Retype the lines beneath this one, from the first through the line containing "bottom action bar.". Pictures are left out.

===== Data provided =====

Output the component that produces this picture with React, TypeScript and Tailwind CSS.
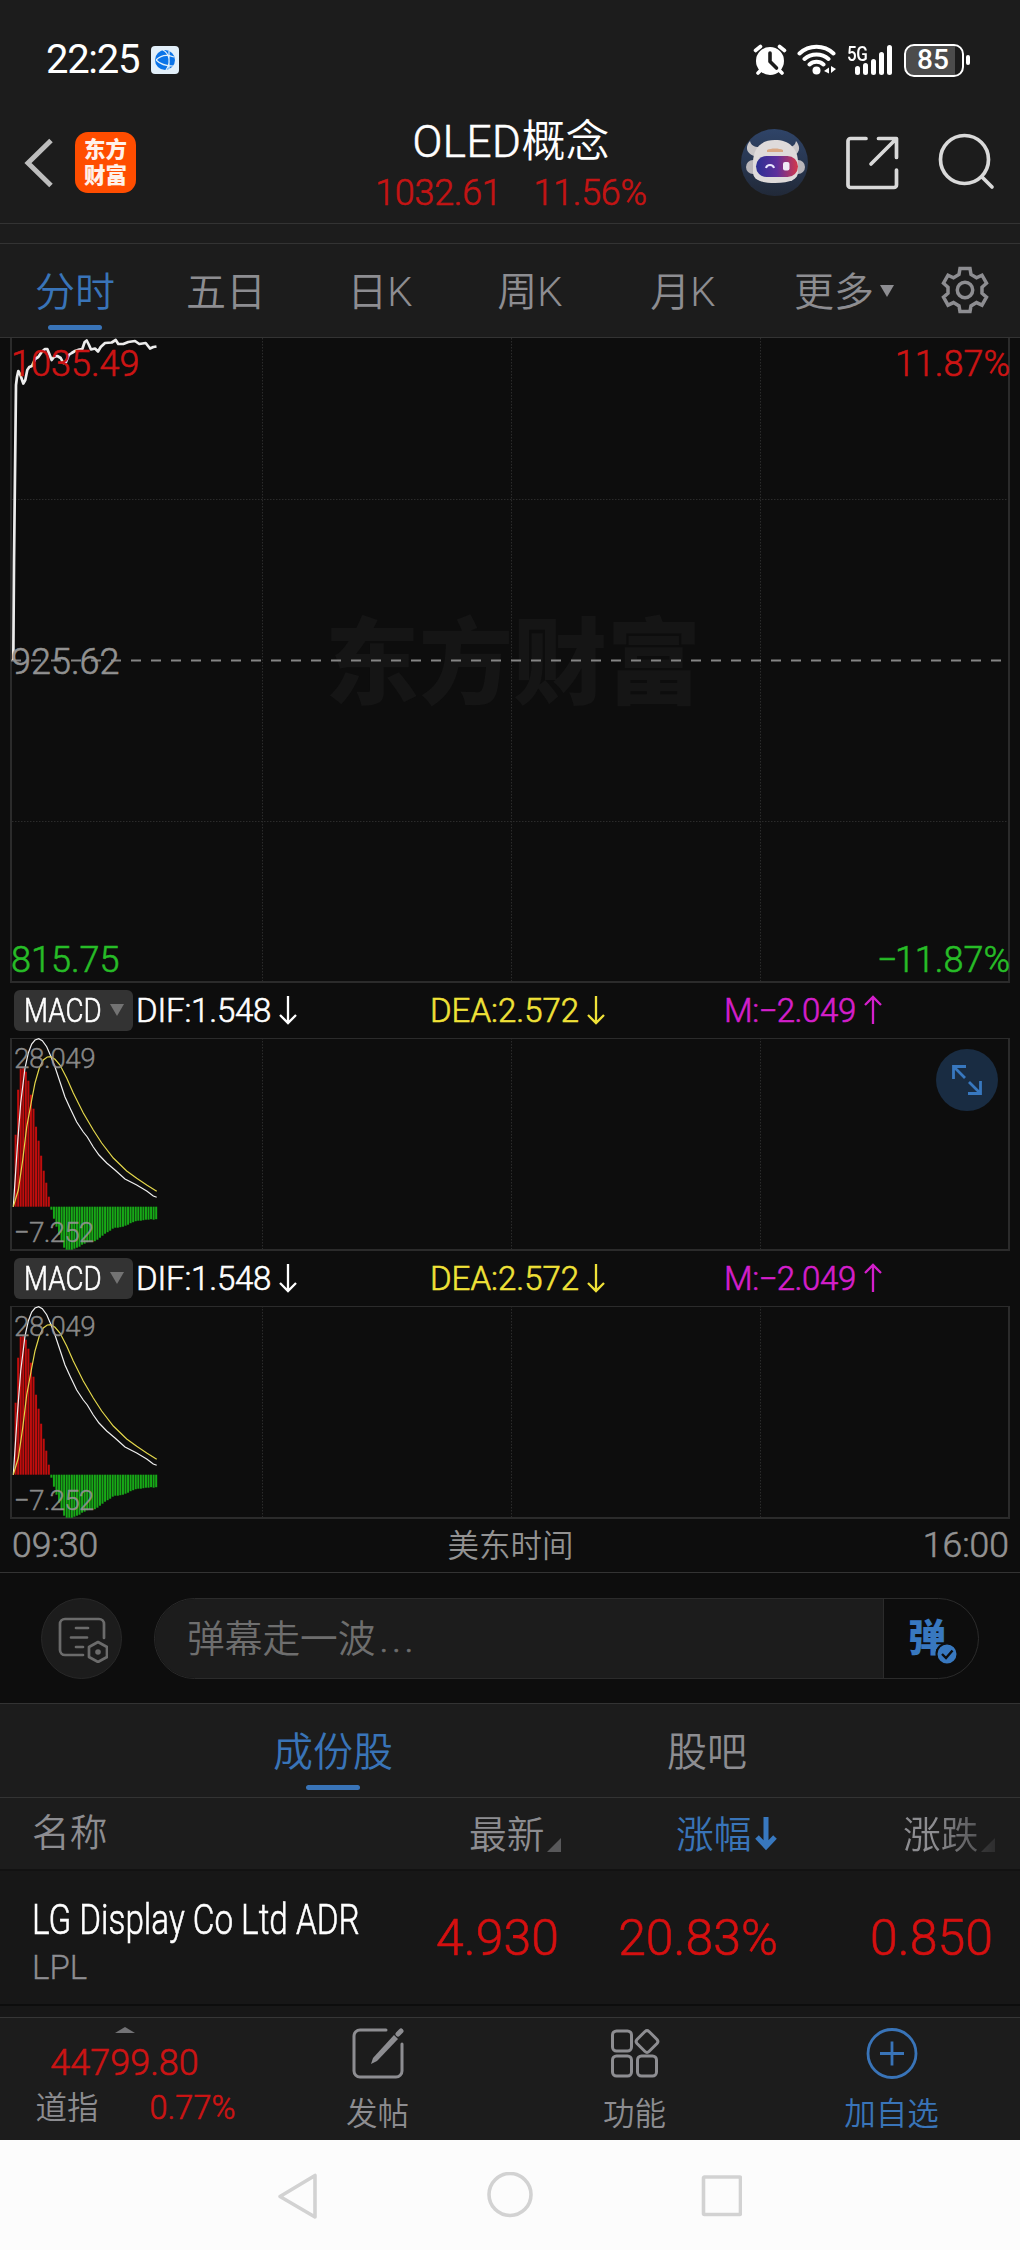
import type { ReactNode } from "react";
import { clsx } from "clsx";

// Stock board detail screen: status bar, quote header, intraday chart with two
// MACD panes, comment bar, constituents table and the bottom action bar.

const PERIODS = [
  { label: "分时", width: "w-[150px]", active: true },
  { label: "五日", width: "w-[152px]" },
  { label: "日K", width: "w-[156px]" },
  { label: "周K", width: "w-[144px]" },
  { label: "月K", width: "w-[162px]" },
];

// Light latin digits read too thin next to the CJK labels, so they get a hairline.
const NUM = "[-webkit-text-stroke:0.6px]";

const PRICE =
  "13.3,322 14,225 16,47 17,39 18.3,33 20,36 23.3,45.5 25.3,42 27.3,32 29.3,29 32,28 35,21 38.3,19 41.7,14 45,11 47.3,11 49.3,16 51.7,22 54,19 57.3,18 60.7,20 63.3,25 66,24 68.7,17 71.7,15 75,13 79.3,11.5 82.3,11 84.7,4 86.7,2.5 89,7 91,11.5 95,10.5 98,13.5 100.7,9 105,5 111.7,4.5 115.7,2 118.3,6 123.3,6 128.3,4 135,3 139.3,6 145.7,5 150,10.5 153.3,9 156.5,8.5";

const DIF =
  "13.3,168.7 17.3,109 20.7,65 25,30 28.3,15 31.7,6 35,2 38.7,0.7 42.3,2.7 46.7,8.7 50.7,18 55,29 60,44 65,59 70,70 76.7,84 83.3,94 87.3,99 93.3,109 99,117 106.7,125 115,132 125,141 136.7,147 146.7,153 153.3,158 156.7,159.3";

const DEA =
  "13.3,168.7 18.3,152 22.7,122 26.7,89 31.7,62 35,45 39.3,30 43.3,22 47.3,19 50.7,18.7 55,21.3 60,27 66.7,40 73.3,55 83.3,75 93.3,92 101.7,105 113.3,120 126.7,133 136.7,140.3 146.7,147 156.7,153.3";

const HIST = [
  72, 117, 138, 138.5, 135, 126, 112, 98, 80, 66, 51, 36, 24, 10, -3, -12, -20, -28, -35, -41, -43, -43,
  -43, -42, -41, -40, -38, -37, -35.5, -34.5, -34.5, -34.5, -33, -31, -29, -27, -25.5, -24, -22, -21, -21,
  -20.5, -20, -19, -18, -16.5, -15.5, -14.5, -14, -14, -13.5, -13, -13, -12.5, -13, -12.5,
];

export default function App() {
  return (
    <div className="flex h-[2250px] w-[1020px] flex-col overflow-hidden bg-[#0d0d0d] font-['Roboto','Noto_Sans_CJK_SC',sans-serif] leading-none font-[350] text-[#8d8d91]">
      <StatusBar />
      <Header />
      <div className="h-5 shrink-0 border-b border-[#333] bg-[#1c1c1c]" />
      <PeriodTabs />
      <PricePane />
      <MacdHeader />
      <MacdPane expandable />
      <MacdHeader />
      <MacdPane />
      <div className="flex h-[54px] shrink-0 items-center justify-between border-b border-[#333] pt-px pr-[11px] pl-3 text-[#929292]">
        <span className={clsx("w-[120px] text-[35.5px]", NUM)}>09:30</span>
        <span className="pt-0.5 text-[31.5px]">美东时间</span>
        <span className={clsx("w-[120px] text-right text-[35.5px]", NUM)}>16:00</span>
      </div>
      <CommentBar />
      <BoardTabs />
      <StockTable />
      <ActionBar />
      <SystemNav />
    </div>
  );
}

function StatusBar() {
  return (
    <div className="flex h-[120px] shrink-0 items-center bg-[#1c1c1c] pl-[46px] text-white">
      <span className="w-[105px] text-[40px] font-normal tracking-[-1.3px]">22:25</span>
      <svg width="28" height="28" viewBox="0 0 28 28">
        <rect width="28" height="28" rx="4" fill="#e3f0fa" />
        <circle cx="14" cy="14" r="10" fill="#0b74e8" />
        <path d="M5 14c5-5 11-6 18-3M5 14c4 4 9 6 17 6M12 4c7 4 8 13 3 20M18 5v18" fill="none" stroke="#e3f0fa" strokeWidth="1.2" />
      </svg>
      <div className="ml-[574px] flex items-center">
        <svg width="34" height="32" viewBox="0 0 34 32">
          <circle cx="17" cy="17" r="14" fill="#fff" />
          <path d="M2.500 6.500 7.500 2.500M26.500 2.500 31.500 6.500M8 26l-3 3M26 26l3 3" stroke="#fff" strokeWidth="3.600" strokeLinecap="round" />
          <path d="M17 9v8.500l6.500 6.500" fill="none" stroke="#1c1c1c" strokeWidth="3.600" strokeLinecap="round" strokeLinejoin="round" />
        </svg>
        <svg className="ml-2.5" width="40" height="32" viewBox="0 0 40 32" fill="none" stroke="#fff" strokeWidth="4" strokeLinecap="round">
          <path d="M2.500 9.500a25 25 0 0 1 34 0M7.500 15a18 18 0 0 1 24 0M12.500 20.500a10.500 10.500 0 0 1 14 0" />
          <circle cx="19.500" cy="26.500" r="4" fill="#fff" stroke="none" />
          <path d="M32 23.500v6l-5-2.500zM34 22v7l5-4z" fill="#fff" stroke="none" />
        </svg>
        <div className="ml-2.5 flex h-[32px] w-[46px]">
          <span className="-mr-[14px] h-4 w-[22px] origin-left scale-x-[0.85] text-[20px] font-medium tracking-[-0.5px]">5G</span>
          <div className="flex items-end gap-[3px] pb-px">
            <i className="h-[9px] w-[5px] rounded-full bg-white" />
            <i className="h-[12px] w-[5px] rounded-full bg-white" />
            <i className="h-[16px] w-[5px] rounded-full bg-white" />
            <i className="h-[23px] w-[5px] rounded-full bg-white" />
            <i className="h-[30px] w-[5px] rounded-full bg-white" />
          </div>
        </div>
        <div className="ml-[11px] flex items-center gap-0.5">
          <div className="flex h-[33px] w-[60px] items-center justify-center rounded-[10px] border-2 border-white bg-[linear-gradient(90deg,#4c4c4c_88%,transparent_88%)] text-[28px] font-medium">
            <span className="pr-0.5">85</span>
          </div>
          <i className="h-[10px] w-1 rounded-full bg-white" />
        </div>
      </div>
    </div>
  );
}

function Header() {
  return (
    <div className="flex h-[104px] shrink-0 border-b border-[#333] bg-[#1c1c1c]">
      <div className="flex w-[340px] pt-3 pl-6">
        <svg className="mt-[6px]" width="30" height="50" viewBox="0 0 30 50" fill="none">
          <path d="M27 2.500 4 25l23 22.500" stroke="#bdbdbd" strokeWidth="5" />
        </svg>
        <div className="ml-[21px] flex size-[61px] flex-col items-center justify-center gap-[5px] rounded-[13px] bg-[#ff4d00] text-[21.5px] font-black text-[#fff1ea]">
          <span>东方</span>
          <span>财富</span>
        </div>
      </div>
      <div className="flex w-[342px] flex-col items-center">
        <h1 className="text-[44px] text-white">
          <span className={clsx("tracking-[0.5px]", NUM)}>OLED</span>概念
        </h1>
        <p className={clsx("mt-[11px] flex gap-[32px] text-[36px] tracking-[-0.3px] text-[#c41414]", NUM)}>
          <span>1032.61</span>
          <span>11.56%</span>
        </p>
      </div>
      <div className="flex flex-1 pt-[9px] pl-[59px]">
        <RobotAvatar />
        <svg className="mt-[6px] ml-[37px]" width="56" height="56" viewBox="0 0 56 56" fill="none" stroke="#d9d9d9" strokeWidth="3.700" strokeLinecap="round" strokeLinejoin="round">
          <path d="M21 3.500H5.500a2.500 2.500 0 0 0-2.500 2.500v44a2.500 2.500 0 0 0 2.500 2.500h43.500a2.500 2.500 0 0 0 2.500-2.500V35M33.500 3.500h18v19M50 5 26 29" />
        </svg>
        <svg className="mt-[4px] ml-[37px]" width="58" height="58" viewBox="0 0 58 58" fill="none" stroke="#d9d9d9" strokeWidth="3.700" strokeLinecap="round">
          <circle cx="26.500" cy="26.500" r="24" />
          <path d="m44 44 10 10" />
        </svg>
      </div>
    </div>
  );
}

function RobotAvatar() {
  return (
    <svg width="67" height="67" viewBox="0 0 67 67">
      <defs>
        <linearGradient id="sky" x1="0" y1="0" x2="0" y2="1">
          <stop offset="0" stopColor="#2f4468" />
          <stop offset="1" stopColor="#212938" />
        </linearGradient>
        <linearGradient id="visor">
          <stop offset="0" stopColor="#2b2f93" />
          <stop offset="0.500" stopColor="#5d2f9c" />
          <stop offset="1" stopColor="#d5394a" />
        </linearGradient>
      </defs>
      <circle cx="33.500" cy="33.500" r="33.500" fill="url(#sky)" />
      <path d="M9 12c-5 6-4 12 4 15l5-9c-5 0-8-2-9-6zM55 12c5 6 4 12-3 15l-5-9c5 0 7-2 8-6z" fill="#c9c6c8" />
      <circle cx="12" cy="38" r="7" fill="#b9b6ba" />
      <circle cx="57" cy="38" r="7" fill="#b9b6ba" />
      <path d="M12 34c0-15 8-23 22-23s23 8 23 23v9c0 7-7 11-23 11s-22-4-22-11z" fill="#dedada" />
      <path d="M26 21c4-2 12-2 16 0v2H26z" fill="#d9a783" />
      <rect x="15" y="27" width="42" height="21" rx="10.500" fill="url(#visor)" />
      <path d="M25 39c1-4 7-4 8 0" fill="none" stroke="#e8e6ff" strokeWidth="2" />
      <rect x="42" y="33" width="6.500" height="8.500" rx="2" fill="#efeaf5" />
    </svg>
  );
}

function PeriodTabs() {
  return (
    <div className="flex h-[94px] shrink-0 border-b border-[#333] bg-[#1c1c1c] text-[40px]">
      {PERIODS.map((p) => (
        <div key={p.label} className={clsx("flex flex-col items-center pt-[29px]", p.width, p.active && "text-[#3974b8]")}>
          <span>{p.label}</span>
          {p.active && <i className="mt-[12px] h-[5px] w-[54px] rounded-full bg-[#3974b8]" />}
        </div>
      ))}
      <div className="flex items-start pt-[29px] pl-[30px]">
        <span>更多</span>
        <svg className="mt-[12px] ml-[6px]" width="14" height="12" viewBox="0 0 14 12">
          <path d="M0 0h14L7 12z" fill="#8d8d91" />
        </svg>
      </div>
      <svg className="mt-[22px] ml-[47px]" width="48" height="48" viewBox="0 0 48 48" fill="none" stroke="#8d8d91" strokeWidth="3.500">
        <path d="M19 2.500h10l1 6 5.500 3.300 5.500-2.600 4.500 8-4.500 4v6l4.500 4-4.500 8-5.500-2.600-5.500 3.300-1 5.600H19l-1-5.600-5.500-3.300L7 39.200l-4.500-8 4.500-4v-6l-4.500-4 4.500-8 5.500 2.600L18 8.500z" />
        <circle cx="24" cy="24" r="7.700" />
      </svg>
    </div>
  );
}

function GridLines({ height }: { height: number }) {
  return (
    <g stroke="#2b2b2b" strokeWidth="1" strokeDasharray="1.500 1.500">
      {[262.5, 511.5, 760.5].map((x) => (
        <path key={x} d={`M${x} 0V${height}`} />
      ))}
    </g>
  );
}

function PricePane() {
  return (
    <div className="relative h-[645px] shrink-0">
      <div className="absolute top-[280px] left-[325px] text-[94px] font-black text-[#151515]">东方财富</div>
      <svg className="absolute inset-0" width="1020" height="645" viewBox="0 0 1020 645" fill="none">
        <GridLines height={643} />
        <path d="M12 161.500H1008M12 483.500H1008" stroke="#2b2b2b" strokeDasharray="1.500 1.500" />
        <path d="M11 0V644H1009V0" stroke="#2b2b2b" strokeWidth="2" />
        <path d="M11 322.500H1004" stroke="#858585" strokeWidth="2" strokeDasharray="10 10" />
        <polyline points={PRICE} stroke="#ececec" strokeWidth="2.700" strokeLinejoin="round" />
      </svg>
      <div className={clsx("absolute inset-0 flex flex-col justify-between pt-[8px] pr-[10px] pb-[5px] pl-[11px] text-[36px]", NUM)}>
        <div className="flex justify-between text-[#cc1414]">
          <span>1035.49</span>
          <span>11.87%</span>
        </div>
        <span className="text-[#929292]">925.62</span>
        <div className="flex justify-between text-[#27bd27]">
          <span>815.75</span>
          <span className="flex">
            <Minus />
            11.87%
          </span>
        </div>
      </div>
    </div>
  );
}

function Arrow({ up = false }: { up?: boolean }) {
  return (
    <svg
      className={clsx("ml-2", up && "rotate-180")}
      width="18"
      height="30"
      viewBox="0 0 18 30"
      fill="none"
      stroke="currentColor"
      strokeWidth="2.300"
    >
      <path d="M9 1v27M1 20l8 8 8-8" />
    </svg>
  );
}

function MacdHeader() {
  return (
    <div className={clsx("flex h-[55px] shrink-0 items-center pb-px pl-3.5 text-[33px]", NUM)}>
      <div className="flex h-[41px] w-[119px] items-center rounded-[6px] bg-[#333] pl-[10px] text-white">
        <span className="w-[86px] origin-left scale-x-[0.84]">MACD</span>
        <svg width="14" height="12" viewBox="0 0 14 12">
          <path d="M0 0h14L7 12z" fill="#737373" />
        </svg>
      </div>
      <div className="flex w-[293px] items-center pl-[3px] tracking-[-0.2px] text-white">
        DIF:1.548
        <Arrow />
      </div>
      <div className="flex w-[298px] items-center pl-1 text-[#f0e238]">
        DEA:2.572
        <Arrow />
      </div>
      <div className="flex items-center tracking-[-0.4px] text-[#d41fcb]">
        M:
        <Minus />
        2.049
        <Arrow up />
      </div>
    </div>
  );
}

function Minus() {
  return <span className="inline-block w-[18px]">−</span>;
}

function MacdPane({ expandable = false }: { expandable?: boolean }) {
  return (
    <div className="relative h-[213px] shrink-0">
      <svg className="absolute inset-0" width="1020" height="213" viewBox="0 0 1020 213" fill="none">
        <GridLines height={211} />
        <path d="M11 0.500H1009" stroke="#2b2b2b" />
        <path d="M11 0V212H1009V0" stroke="#2b2b2b" strokeWidth="2" />
        {HIST.map((v, i) => (
          <rect
            key={i}
            x={14.6 + i * 2.556}
            y={v > 0 ? 168.7 - v : 168.7}
            width="2"
            height={Math.abs(v)}
            fill={v > 0 ? "#c00d0d" : "#17a817"}
          />
        ))}
        <polyline points={DIF} stroke="#f0f0f0" strokeWidth="1.200" />
        <polyline points={DEA} stroke="#e2d64a" strokeWidth="1.200" />
      </svg>
      <div className="absolute inset-y-0 left-[14px] flex flex-col justify-between pt-[7px] pb-[4px] text-[28px] text-[#949494]/90 [-webkit-text-stroke:0.4px]">
        <span className="tracking-[-0.5px]">28.049</span>
        <span className="tracking-[-0.9px]">−7.252</span>
      </div>
      {expandable && (
        <div className="absolute top-[11px] right-[22px] flex size-[62px] items-center justify-center rounded-full bg-[#192c42]">
          <svg width="30" height="30" viewBox="0 0 30 30" fill="none" stroke="#3878bf" strokeWidth="2.800">
            <path d="M14 1.500H1.500V14M1.500 1.500 13 13M16 28.500h12.500V16M28.500 28.500 17 17" />
          </svg>
        </div>
      )}
    </div>
  );
}

function CommentBar() {
  return (
    <div className="flex h-[131px] shrink-0 items-center border-b border-[#333] pl-[41px]">
      <div className="flex size-[81px] items-center justify-center rounded-full border border-[#282828] bg-[#1c1c1c]">
        <svg className="mt-[3px] ml-[3px]" width="50" height="46" viewBox="0 0 50 46" fill="none" stroke="#6b6b6b" strokeWidth="2.700" strokeLinecap="round">
          <path d="M25 38H7a5 5 0 0 1-5-5V7a5 5 0 0 1 5-5h34a5 5 0 0 1 5 5v14M18 11h12M13 20.500h16M18 30h7" />
          <path d="m40 25 9 5v10l-9 5-9-5V30z" strokeLinejoin="round" />
          <circle cx="40" cy="35" r="2.800" fill="#6b6b6b" stroke="none" />
        </svg>
      </div>
      <div className="ml-8 flex h-[81px] w-[825px] overflow-hidden rounded-full border border-[#2b2b2b]">
        <div className="flex w-[729px] items-center border-r border-[#2b2b2b] bg-[#1c1c1c] pt-1 pl-[32px] text-[37.7px] text-[#6e6e6e]">
          弹幕走一波<span className={clsx("pl-1 tracking-[3.500px]", NUM)}>...</span>
        </div>
        <div className="relative flex items-center pl-6 text-[38px] font-black text-[#3878bf]">
          弹
          <svg className="absolute top-[43px] left-[51px]" width="24" height="24" viewBox="0 0 24 24">
            <circle cx="12" cy="12" r="10.500" fill="#3878bf" stroke="#0d0d0d" strokeWidth="2" />
            <path d="m7 12 4 4 6.500-7.500" fill="none" stroke="#0d0d0d" strokeWidth="2.400" />
          </svg>
        </div>
      </div>
    </div>
  );
}

function BoardTabs() {
  return (
    <div className="flex h-[94px] shrink-0 justify-center border-b border-[#333] bg-[#1c1c1c] pl-5 text-[40px]">
      <div className="flex w-[374px] flex-col items-center pt-[29px] text-[#3974b8]">
        <span>成份股</span>
        <i className="mt-[12px] h-[5px] w-[54px] rounded-full bg-[#3974b8]" />
      </div>
      <div className="flex w-[374px] flex-col items-center pt-[29px]">
        <span>股吧</span>
      </div>
    </div>
  );
}

function Corner() {
  return (
    <svg className="mt-[20px] ml-[3px]" width="14" height="14" viewBox="0 0 14 14">
      <path d="M14 0v14H0z" fill="#58585a" />
    </svg>
  );
}

function StockTable() {
  return (
    <div className="shrink-0 bg-[#171717]">
      <div className="flex h-[73px] items-center border-b-2 border-[#121212] bg-[#1c1c1c] pt-[4px] pl-[32px] text-[37.7px]">
        <span className="w-[437px] pb-[3px]">名称</span>
        <span className="flex w-[207px] items-center">
          最新
          <Corner />
        </span>
        <span className="flex w-[227px] items-center text-[#3974b8]">
          涨幅
          <svg className="mb-[3px] ml-1" width="22" height="34" viewBox="0 0 22 34" fill="none" stroke="#3878bf" strokeWidth="5">
            <path d="M11 0v30M2 20l9 9.500 9-9.500" />
          </svg>
        </span>
        <span className="flex items-center [mask-image:linear-gradient(90deg,#000_35%,rgba(0,0,0,0.3))]">
          涨跌
          <Corner />
        </span>
      </div>
      <div className="flex h-[135px] items-center border-b-2 border-[#0d0d0d] pl-[32px] text-[50px] text-[#d51010]">
        <div className={clsx("w-[328px] pt-[6px] whitespace-nowrap text-white", NUM)}>
          <div className="origin-left scale-x-[0.773] text-[43px]">LG Display Co Ltd ADR</div>
          <div className="mt-[10px] text-[33px] text-[#8d8d91] [-webkit-text-stroke:0.3px]">LPL</div>
        </div>
        <div className={clsx("flex text-right", NUM)}>
          <span className="w-[199px]">4.930</span>
          <span className="w-[219px]">20.83%</span>
          <span className="w-[215px]">0.850</span>
        </div>
      </div>
      <div className="h-[11px]" />
    </div>
  );
}

function Action({ label, className, children }: { label: string; className?: string; children: ReactNode }) {
  return (
    <div className={clsx("flex w-[257px] flex-col items-center pt-2", className)}>
      {children}
      <span className="mt-[19px] text-[31.5px]">{label}</span>
    </div>
  );
}

function ActionBar() {
  return (
    <div className="flex h-[123px] shrink-0 border-t border-[#363636] bg-[#1c1c1c]">
      <div className="flex w-[249px] flex-col items-center pt-[9px] text-[#cc1414]">
        <svg width="20" height="6" viewBox="0 0 20 6">
          <path d="M0 6 10 0l10 6z" fill="#737376" />
        </svg>
        <span className={clsx("mt-[12px] text-[36px]", NUM)}>44799.80</span>
        <div className="mt-[11px] flex items-center pl-[22px] text-[32.5px]">
          <span className="w-[114px] text-[31.5px] text-[#8d8d91]">道指</span>
          <span className={NUM}>0.77%</span>
        </div>
      </div>
      <Action label="发帖">
        <svg width="54" height="54" viewBox="0 0 54 54" fill="none" stroke="#8d8d91" strokeWidth="3" strokeLinecap="round">
          <path d="M35 4H9a6 6 0 0 0-6 6v35a6 6 0 0 0 6 6h36a6 6 0 0 0 6-6V18" />
          <path d="m22 32 21-23 4 4-21 22-6 3z" fill="#8d8d91" stroke="none" />
          <path d="m47 8 3-3" strokeWidth="5" />
        </svg>
      </Action>
      <Action label="功能">
        <svg width="54" height="54" viewBox="0 0 54 54" fill="none" stroke="#8d8d91" strokeWidth="3">
          <rect x="4.500" y="5" width="19" height="20" rx="4" />
          <rect x="4.500" y="30" width="19" height="20" rx="4" />
          <rect x="29.500" y="30" width="19" height="20" rx="4" />
          <path d="M37 5.500a3 3 0 0 1 4 0l8 8a3 3 0 0 1 0 4l-8 8a3 3 0 0 1-4 0l-8-8a3 3 0 0 1 0-4z" />
        </svg>
      </Action>
      <Action label="加自选" className="text-[#3974b8]">
        <svg width="54" height="54" viewBox="0 0 54 54" fill="none" stroke="currentColor" strokeWidth="2.800">
          <circle cx="27" cy="27.500" r="24" />
          <path d="M27 15.500v24M15 27.500h24" />
        </svg>
      </Action>
    </div>
  );
}

function SystemNav() {
  return (
    <div className="flex flex-1 items-start bg-[#fcfcfc] pt-8 pl-[276px]">
      <svg width="466" height="48" viewBox="0 0 466 48" fill="none" stroke="#d2d2d2" strokeWidth="3.600" strokeLinejoin="round">
        <path d="M39 3.500v41.500L4 24.500z" />
        <circle cx="234" cy="22.500" r="21" />
        <rect x="427.500" y="5" width="37" height="37.500" rx="1" />
      </svg>
    </div>
  );
}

=====

> Finished answer:
Output the component that produces this picture with React, TypeScript and Tailwind CSS.
import type { ReactNode } from "react";
import { clsx } from "clsx";

// Stock board detail screen: status bar, quote header, intraday chart with two
// MACD panes, comment bar, constituents table and the bottom action bar.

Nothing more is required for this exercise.